On Monday, the judge permanently replaced a sick juror with an alternate, meaning deliberations had to start again at square one.

"There were heated discussions, impassioned discussions," that alternate juror said. "People were passionate about their opinions."

Then, on Thursday, a note from the jury foreman read, "I can no longer carry out my duties as a juror, and I wish to be excused. That was said to be the turning point in the 12-week trial.

After consulting with both prosecutors and the defense, all parties will be back in court June 28 to set a new trial date.

"Words can't describe the emotional hurt and pain and suffering that a trial puts on one and one's family and one's loved ones," Mangano said. "It is truly a sentence in and of itself."

Mangano was accused of receiving bribes and kickbacks to help restaurateur Harendra Singh obtain guaranteed loans, while Mangano's wife was charged with accepting a $450,000 no-show job.

"I'm going to look at this as the glass is half full instead of half empty," Linda Mangano said. "And I really have to say that I have learned throughout this whole thing that sometimes, in the darkest times of your life, you realize how blessed you are."
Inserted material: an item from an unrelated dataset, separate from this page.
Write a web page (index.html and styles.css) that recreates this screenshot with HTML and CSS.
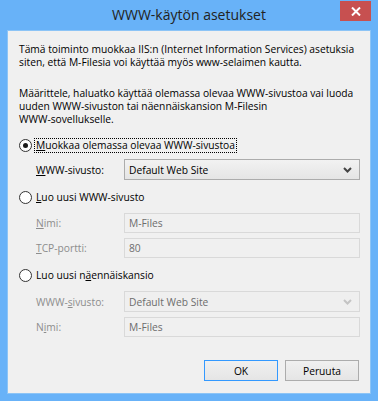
FILE: index.html
```html
<!DOCTYPE html>
<html>
<head>
<meta charset="utf-8">
<link rel="stylesheet" href="styles.css">
</head>
<body>
<div class="window">
  <div class="titlebar">
    <div class="title">WWW-käytön asetukset</div>
    <div class="close"><svg width="10" height="9" viewBox="0 0 10 9"><path d="M1 0.5 L9 8.5 M9 0.5 L1 8.5" stroke="#fff" stroke-width="2" fill="none"/></svg></div>
  </div>
  <div class="client">
    <p class="intro">Tämä toiminto muokkaa IIS:n (Internet Information Services) asetuksia<br>siten, että M-Filesia voi käyttää myös www-selaimen kautta.</p>
    <p class="intro second">Määrittele, haluatko käyttää olemassa olevaa WWW-sivustoa vai luoda<br>uuden WWW-sivuston tai näennäiskansion M-Filesin<br>WWW-sovellukselle.</p>

    <div class="option first"><span class="radio checked"></span><span class="olabel focus"><u>M</u>uokkaa olemassa olevaa WWW-sivustoa</span></div>
    <div class="field sel-row"><span class="flabel"><u>W</u>WW-sivusto:</span><div class="select"><span class="val">Default Web Site</span><svg class="chev" width="9" height="6" viewBox="0 0 9 6"><path d="M1 1 L4.5 4.5 L8 1" stroke="#444" stroke-width="2" fill="none"/></svg></div></div>

    <div class="option"><span class="radio"></span><span class="olabel"><u>L</u>uo uusi WWW-sivusto</span></div>
    <div class="field first-box disabled"><span class="flabel"><u>N</u>imi:</span><div class="textbox">M-Files</div></div>
    <div class="field next-box disabled"><span class="flabel"><u>T</u>CP-portti:</span><div class="textbox">80</div></div>

    <div class="option"><span class="radio"></span><span class="olabel">Luo uusi n<u>ä</u>ennäiskansio</span></div>
    <div class="field sel-row disabled"><span class="flabel">WWW-<u>s</u>ivusto:</span><div class="select"><span class="val">Default Web Site</span><svg class="chev" width="9" height="6" viewBox="0 0 9 6"><path d="M1 1 L4.5 4.5 L8 1" stroke="#c4c4c4" stroke-width="2" fill="none"/></svg></div></div>
    <div class="field next-box disabled"><span class="flabel">N<u>i</u>mi:</span><div class="textbox">M-Files</div></div>

    <div class="buttons"><div class="btn default">OK</div><div class="btn">Peruuta</div></div>
  </div>
</div>
</body>
</html>
```
FILE: styles.css
```css
* { box-sizing: border-box; }
html, body { margin: 0; padding: 0; }
body { background: #68b2f8; }
.window {
  width: 378px;
  height: 401px;
  background: #68b2f8;
  padding: 0 7px 7px 7px;
  display: flex;
  flex-direction: column;
  font-family: "Open Sans", "Noto Sans", sans-serif;
}
.titlebar {
  height: 30px;
  display: grid;
  grid-template-columns: 1fr auto 1fr;
  flex: none;
}
.title {
  grid-column: 2;
  align-self: center;
  font-size: 14px;
  color: #222;
  line-height: 18px;
}
.close {
  grid-column: 3;
  justify-self: end;
  align-self: start;
  margin-top: 1px;
  width: 31px;
  height: 20px;
  background: #c75050;
  display: flex;
  align-items: center;
  justify-content: center;
}
.close svg { display: block; }
.client {
  flex: 1;
  background: #f0f0f0;
  border: 1px solid #8cc4f6;
  padding: 12px 10px 0 11px;
  display: flex;
  flex-direction: column;
  font-size: 10.25px;
  color: #000;
}
.intro {
  margin: 0;
  line-height: 13px;
  white-space: nowrap;
}
.intro.second { margin-top: 18px; }
.option {
  display: flex;
  align-items: center;
  height: 15px;
  margin-top: 10px;
}
.option.first { margin-top: 12px; }
.radio {
  width: 13px;
  height: 13px;
  border: 1px solid #333;
  border-radius: 50%;
  background: #fff;
  display: flex;
  align-items: center;
  justify-content: center;
  flex: none;
}
.radio.checked::after {
  content: "";
  width: 5px;
  height: 5px;
  border-radius: 50%;
  background: #1a1a1a;
}
.olabel {
  margin-left: 2px;
  padding: 0 1px;
  line-height: 13px;
  border: 1px dotted transparent;
}
.olabel.focus { border-color: #000; }
.field {
  display: flex;
  align-items: center;
  padding-left: 17px;
}
.flabel {
  width: 88px;
  flex: none;
}
.sel-row { margin-top: 6px; }
.first-box { margin-top: 8px; }
.next-box { margin-top: 5px; }
.option + .sel-row.disabled { margin-top: 8px; }
.select {
  flex: 1;
  height: 21px;
  border: 1px solid #acacac;
  background: linear-gradient(#f2f2f2, #e5e5e5);
  display: flex;
  align-items: center;
  padding: 0 7px 0 4px;
}
.select .val { flex: 1; }
.chev { display: block; }
.textbox {
  flex: 1;
  height: 20px;
  border: 1px solid #d9d9d9;
  background: #f0f0f0;
  display: flex;
  align-items: center;
  padding-left: 4px;
}
.disabled { color: #6d6d6d; }
.disabled .flabel { color: #8d8d8d; }
.disabled .select {
  border-color: #d9d9d9;
  background: #efefef;
}
.buttons {
  display: flex;
  justify-content: flex-end;
  gap: 7px;
  margin-top: 23px;
  padding-right: 1px;
}
.btn {
  width: 74px;
  height: 21px;
  border: 1px solid #acacac;
  background: linear-gradient(#f0f0f0, #e5e5e5);
  display: flex;
  align-items: center;
  justify-content: center;
}
.btn.default { border-color: #3399ff; }
```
Former Oyster Bay Town Supervisor John Venditto was found not guilty on all counts last week. His lawyer, Marc Agnifilo, originally said his client "got nothing of any consequence" from Singh, who he said had a "dark side."

The Manganos say they were longtime friends with Singh, and that any favors were because of their personal ties.

Singh testified against the men and was the government's star witness, saying he rented a building to Mangano at a discount and gave his office free food.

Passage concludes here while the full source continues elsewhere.